# Start of Recorded data

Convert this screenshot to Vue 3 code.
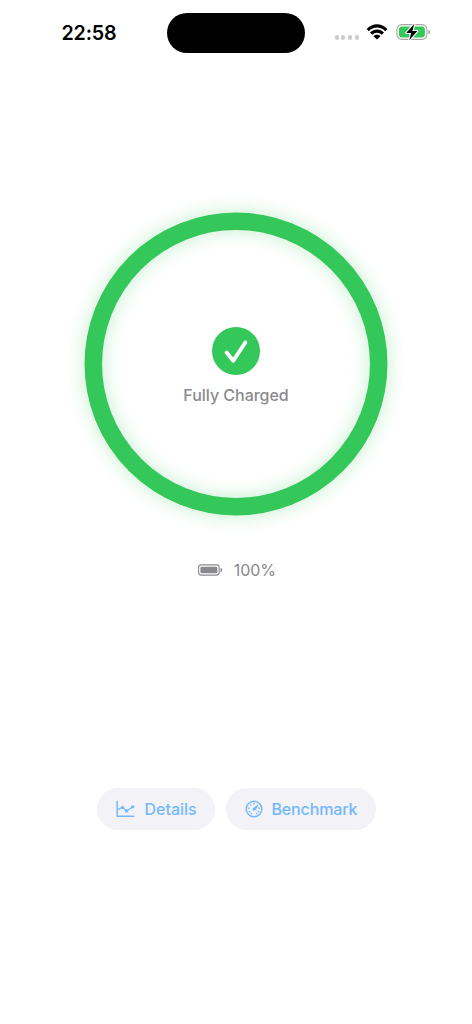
<script setup>
const gaugeTicks = [-150, -120, -80, -40, 0, 80, 120, 150].map((a) => {
  const r = (a * Math.PI) / 180
  return { x: 9 + 5.2 * Math.sin(r), y: 9 - 5.2 * Math.cos(r) }
})
</script>

<template>
  <div class="screen">
    <header class="status">
      <span class="time">22:58</span>
      <div class="island"></div>
      <div class="indicators">
        <div class="dots"><i v-for="n in 4" :key="n"></i></div>
        <svg class="wifi" width="22" height="16" viewBox="0 0 22 16">
          <path d="M0.6 5.1 C6.3 -1.3 15.7 -1.3 21.4 5.1 L19.2 7.2 C14.6 2.2 7.4 2.2 2.8 7.2 Z" />
          <path d="M4 8.6 C8 4.5 14 4.5 18 8.6 L15.8 10.8 C13 8 9 8 6.2 10.8 Z" />
          <path d="M7.5 12.2 C9.5 10.3 12.5 10.3 14.5 12.2 L11 15.6 Z" />
        </svg>
        <svg class="charging" width="35" height="20" viewBox="0 0 35 20">
          <rect x="0.9" y="2.6" width="30" height="14.8" rx="5" fill="none" stroke="#a5a5a5" stroke-width="1.1" />
          <path d="M32.4 7.7 C34.8 8.5 34.8 11.5 32.4 12.3 Z" fill="#a5a5a5" />
          <rect x="2.9" y="4.5" width="26" height="11" rx="3.3" fill="#34c759" />
          <path d="M18.3 1.8 L10.2 11 H15.2 L13.2 18.2 L21.4 9 H16.4 Z" fill="#000" stroke="#fff" stroke-width="2.2" stroke-linejoin="round" paint-order="stroke" />
        </svg>
      </div>
    </header>

    <main class="content">
      <section class="ring">
        <svg class="track" width="304" height="304" viewBox="0 0 304 304">
          <circle cx="152" cy="152" r="142.7" fill="none" stroke="#34c759" stroke-width="17.5" />
        </svg>
        <div class="center">
          <svg width="48" height="48" viewBox="0 0 48 48">
            <circle cx="24" cy="24" r="24" fill="#34c759" />
            <path d="M14.6 25.6 L21.3 33.8 L33.3 15.5" fill="none" stroke="#fff" stroke-width="3.9" stroke-linecap="round" stroke-linejoin="round" />
          </svg>
          <span class="state">Fully Charged</span>
        </div>
      </section>

      <section class="level">
        <svg width="25" height="12" viewBox="0 0 25 12">
          <rect x="0.6" y="0.9" width="20.6" height="10.2" rx="2.8" fill="none" stroke="#8a8a8e" stroke-width="1.1" />
          <rect x="2.4" y="2.7" width="17" height="6.6" rx="1.3" fill="#8a8a8e" />
          <path d="M22.5 4 C24.7 4.6 24.7 7.4 22.5 8 Z" fill="#8a8a8e" />
        </svg>
        <span>100%</span>
      </section>

      <nav class="actions">
        <button class="pill details" type="button">
          <svg width="19" height="18" viewBox="0 0 19 18">
            <path d="M1.2 1.5 V16.3 H17.8" fill="none" stroke="#74b9fc" stroke-width="1.5" stroke-linecap="round" stroke-linejoin="round" />
            <path d="M1.5 9.9 L6.5 7.3 L10.6 10.9 L16.6 6.9" fill="none" stroke="#74b9fc" stroke-width="1.2" />
            <g fill="#74b9fc">
              <circle cx="6.5" cy="7.4" r="1.6" />
              <circle cx="10.6" cy="10.9" r="1.7" />
              <circle cx="16.7" cy="6.8" r="1.6" />
            </g>
          </svg>
          <span>Details</span>
        </button>
        <button class="pill benchmark" type="button">
          <svg width="18" height="18" viewBox="0 0 18 18">
            <circle cx="9" cy="9" r="7.8" fill="none" stroke="#74b9fc" stroke-width="1.5" />
            <g fill="#74b9fc">
              <circle v-for="(t, i) in gaugeTicks" :key="i" :cx="t.x" :cy="t.y" r="0.85" />
              <path d="M12.9 4.6 L13.4 5.1 L10.6 10.1 C9.3 11.8 6.6 10 7.6 8.2 Z" />
            </g>
          </svg>
          <span>Benchmark</span>
        </button>
      </nav>
    </main>
  </div>
</template>

<style>
body {
  margin: 0;
  background: #fff;
}
</style>

<style scoped>
.screen {
  width: 472px;
  height: 1024px;
  overflow: hidden;
  background: #fff;
  font-family: Inter, "Liberation Sans", sans-serif;
}
svg {
  display: block;
  flex: none;
}
.status {
  display: grid;
  grid-template-columns: 167px 138px 1fr;
  height: 40px;
  padding-top: 13px;
}
.time {
  padding-left: 61.5px;
  font-size: 19.7px;
  font-weight: 600;
  line-height: 40px;
  letter-spacing: -0.2px;
}
.island {
  height: 40px;
  border-radius: 20px;
  background: #000;
}
.indicators {
  display: flex;
  align-items: center;
  height: 38px;
  padding-left: 29.5px;
}
.dots {
  display: flex;
  gap: 2.5px;
  padding-top: 11px;
}
.dots i {
  width: 4.2px;
  height: 4.2px;
  border-radius: 50%;
  background: #ccc;
}
.wifi {
  margin-left: 7.7px;
}
.charging {
  margin-left: 7.1px;
}
.content {
  display: flex;
  flex-direction: column;
  align-items: center;
}
.ring {
  display: grid;
  justify-items: center;
  width: 304px;
  height: 304px;
  margin-top: 159px;
}
.track,
.center {
  grid-area: 1 / 1;
}
.track {
  overflow: visible;
  filter: drop-shadow(0 0 9.5px rgba(52, 199, 89, 0.3));
}
.center {
  display: flex;
  flex-direction: column;
  align-items: center;
  padding-top: 115px;
}
.state {
  margin-top: 10px;
  font-size: 16px;
  font-weight: 450;
  line-height: 20px;
  letter-spacing: -0.02px;
  color: #8a8a8e;
  white-space: nowrap;
}
.level {
  display: flex;
  align-items: center;
  gap: 10.5px;
  height: 24px;
  margin-top: 41.5px;
  margin-left: 2px;
  font-size: 16px;
  letter-spacing: -0.1px;
  color: #8a8a8e;
}
.actions {
  display: flex;
  gap: 11px;
  margin-top: 206.5px;
}
.pill {
  display: flex;
  align-items: center;
  box-sizing: border-box;
  height: 42px;
  margin: 0;
  padding: 0 0 0 19px;
  border: 0;
  border-radius: 21px;
  background: #f2f2f7;
  color: #74b9fc;
  font: 500 16px/20px Inter, "Liberation Sans", sans-serif;
}
.details {
  width: 118px;
  gap: 10px;
}
.benchmark {
  width: 150px;
  gap: 9px;
  letter-spacing: -0.15px;
}
</style>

# End of Recorded data

## Task brief
Print out the material word for word, omitting the pictures.

## Task response
Convert this screenshot to Vue 3 code.
<script setup>
const gaugeTicks = [-150, -120, -80, -40, 0, 80, 120, 150].map((a) => {
  const r = (a * Math.PI) / 180
  return { x: 9 + 5.2 * Math.sin(r), y: 9 - 5.2 * Math.cos(r) }
})
</script>

<template>
  <div class="screen">
    <header class="status">
      <span class="time">22:58</span>
      <div class="island"></div>
      <div class="indicators">
        <div class="dots"><i v-for="n in 4" :key="n"></i></div>
        <svg class="wifi" width="22" height="16" viewBox="0 0 22 16">
          <path d="M0.6 5.1 C6.3 -1.3 15.7 -1.3 21.4 5.1 L19.2 7.2 C14.6 2.2 7.4 2.2 2.8 7.2 Z" />
          <path d="M4 8.6 C8 4.5 14 4.5 18 8.6 L15.8 10.8 C13 8 9 8 6.2 10.8 Z" />
          <path d="M7.5 12.2 C9.5 10.3 12.5 10.3 14.5 12.2 L11 15.6 Z" />
        </svg>
        <svg class="charging" width="35" height="20" viewBox="0 0 35 20">
          <rect x="0.9" y="2.6" width="30" height="14.8" rx="5" fill="none" stroke="#a5a5a5" stroke-width="1.1" />
          <path d="M32.4 7.7 C34.8 8.5 34.8 11.5 32.4 12.3 Z" fill="#a5a5a5" />
          <rect x="2.9" y="4.5" width="26" height="11" rx="3.3" fill="#34c759" />
          <path d="M18.3 1.8 L10.2 11 H15.2 L13.2 18.2 L21.4 9 H16.4 Z" fill="#000" stroke="#fff" stroke-width="2.2" stroke-linejoin="round" paint-order="stroke" />
        </svg>
      </div>
    </header>

    <main class="content">
      <section class="ring">
        <svg class="track" width="304" height="304" viewBox="0 0 304 304">
          <circle cx="152" cy="152" r="142.7" fill="none" stroke="#34c759" stroke-width="17.5" />
        </svg>
        <div class="center">
          <svg width="48" height="48" viewBox="0 0 48 48">
            <circle cx="24" cy="24" r="24" fill="#34c759" />
            <path d="M14.6 25.6 L21.3 33.8 L33.3 15.5" fill="none" stroke="#fff" stroke-width="3.9" stroke-linecap="round" stroke-linejoin="round" />
          </svg>
          <span class="state">Fully Charged</span>
        </div>
      </section>

      <section class="level">
        <svg width="25" height="12" viewBox="0 0 25 12">
          <rect x="0.6" y="0.9" width="20.6" height="10.2" rx="2.8" fill="none" stroke="#8a8a8e" stroke-width="1.1" />
          <rect x="2.4" y="2.7" width="17" height="6.6" rx="1.3" fill="#8a8a8e" />
          <path d="M22.5 4 C24.7 4.6 24.7 7.4 22.5 8 Z" fill="#8a8a8e" />
        </svg>
        <span>100%</span>
      </section>

      <nav class="actions">
        <button class="pill details" type="button">
          <svg width="19" height="18" viewBox="0 0 19 18">
            <path d="M1.2 1.5 V16.3 H17.8" fill="none" stroke="#74b9fc" stroke-width="1.5" stroke-linecap="round" stroke-linejoin="round" />
            <path d="M1.5 9.9 L6.5 7.3 L10.6 10.9 L16.6 6.9" fill="none" stroke="#74b9fc" stroke-width="1.2" />
            <g fill="#74b9fc">
              <circle cx="6.5" cy="7.4" r="1.6" />
              <circle cx="10.6" cy="10.9" r="1.7" />
              <circle cx="16.7" cy="6.8" r="1.6" />
            </g>
          </svg>
          <span>Details</span>
        </button>
        <button class="pill benchmark" type="button">
          <svg width="18" height="18" viewBox="0 0 18 18">
            <circle cx="9" cy="9" r="7.8" fill="none" stroke="#74b9fc" stroke-width="1.5" />
            <g fill="#74b9fc">
              <circle v-for="(t, i) in gaugeTicks" :key="i" :cx="t.x" :cy="t.y" r="0.85" />
              <path d="M12.9 4.6 L13.4 5.1 L10.6 10.1 C9.3 11.8 6.6 10 7.6 8.2 Z" />
            </g>
          </svg>
          <span>Benchmark</span>
        </button>
      </nav>
    </main>
  </div>
</template>

<style>
body {
  margin: 0;
  background: #fff;
}
</style>

<style scoped>
.screen {
  width: 472px;
  height: 1024px;
  overflow: hidden;
  background: #fff;
  font-family: Inter, "Liberation Sans", sans-serif;
}
svg {
  display: block;
  flex: none;
}
.status {
  display: grid;
  grid-template-columns: 167px 138px 1fr;
  height: 40px;
  padding-top: 13px;
}
.time {
  padding-left: 61.5px;
  font-size: 19.7px;
  font-weight: 600;
  line-height: 40px;
  letter-spacing: -0.2px;
}
.island {
  height: 40px;
  border-radius: 20px;
  background: #000;
}
.indicators {
  display: flex;
  align-items: center;
  height: 38px;
  padding-left: 29.5px;
}
.dots {
  display: flex;
  gap: 2.5px;
  padding-top: 11px;
}
.dots i {
  width: 4.2px;
  height: 4.2px;
  border-radius: 50%;
  background: #ccc;
}
.wifi {
  margin-left: 7.7px;
}
.charging {
  margin-left: 7.1px;
}
.content {
  display: flex;
  flex-direction: column;
  align-items: center;
}
.ring {
  display: grid;
  justify-items: center;
  width: 304px;
  height: 304px;
  margin-top: 159px;
}
.track,
.center {
  grid-area: 1 / 1;
}
.track {
  overflow: visible;
  filter: drop-shadow(0 0 9.5px rgba(52, 199, 89, 0.3));
}
.center {
  display: flex;
  flex-direction: column;
  align-items: center;
  padding-top: 115px;
}
.state {
  margin-top: 10px;
  font-size: 16px;
  font-weight: 450;
  line-height: 20px;
  letter-spacing: -0.02px;
  color: #8a8a8e;
  white-space: nowrap;
}
.level {
  display: flex;
  align-items: center;
  gap: 10.5px;
  height: 24px;
  margin-top: 41.5px;
  margin-left: 2px;
  font-size: 16px;
  letter-spacing: -0.1px;
  color: #8a8a8e;
}
.actions {
  display: flex;
  gap: 11px;
  margin-top: 206.5px;
}
.pill {
  display: flex;
  align-items: center;
  box-sizing: border-box;
  height: 42px;
  margin: 0;
  padding: 0 0 0 19px;
  border: 0;
  border-radius: 21px;
  background: #f2f2f7;
  color: #74b9fc;
  font: 500 16px/20px Inter, "Liberation Sans", sans-serif;
}
.details {
  width: 118px;
  gap: 10px;
}
.benchmark {
  width: 150px;
  gap: 9px;
  letter-spacing: -0.15px;
}
</style>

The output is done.